By Li Wenrui | | Updated: 2018-04-25 09:00
The quiche at Claret. [Photo provided to]

It has almost become second nature for restaurants to incorporate seasonal ingredients in their menus. But Claret, a new restaurant opened in the 798 Art District, takes this idea a step further. The menu here is designed with traditional Chinese solar terms in mind, allowing guests to sample new tastes every half-month.

A teriyaki spring bamboo shoot with homemade lyceum ruthenicum jelly. [Photo provided to]

Flavors of nature

Sakashita Kiyono, owner of Claret, believes the best ingredients bring out the best flavor. Being a mother and a gourmet, she deeply values safety and freshness in food, and believes in the magic of hand-made cuisine.
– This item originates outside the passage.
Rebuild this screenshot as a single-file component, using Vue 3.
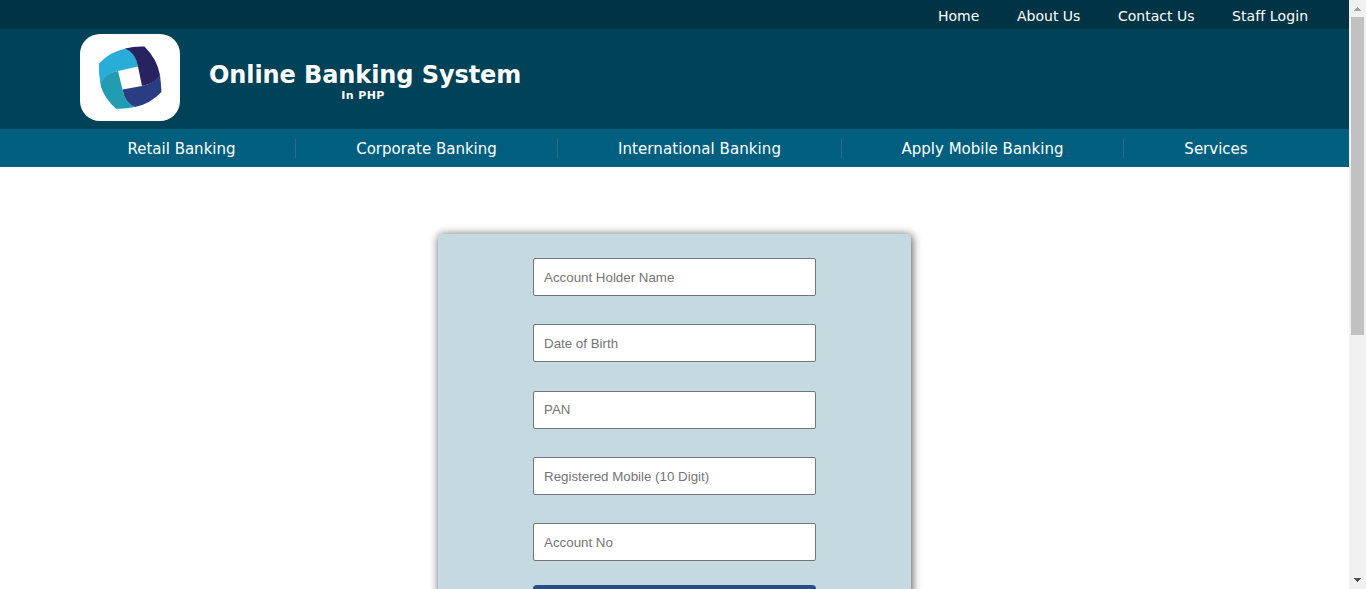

From her perspective, foods can "talk". While you savor the dishes at Claret, you will be able to "hear" a symphony created by the ingredients on your plate.

Bamboo fungus with salted onion and elderberry cucumber. [Photo provided to]

A moveable feast

Just last Friday, Claret's opening date coincided with the last solar term day of springtime – Guyu, or Grain Rain. The tasting menu, centered on the delicacies of the month, takes diners on a culinary journey.

This five-course meal has much more than in-season bamboo shoots. A light-colored, elegant table setting creates an atmosphere of spring. Edible flowers decorating the food bring the blooming blossoms of Beijing indoors.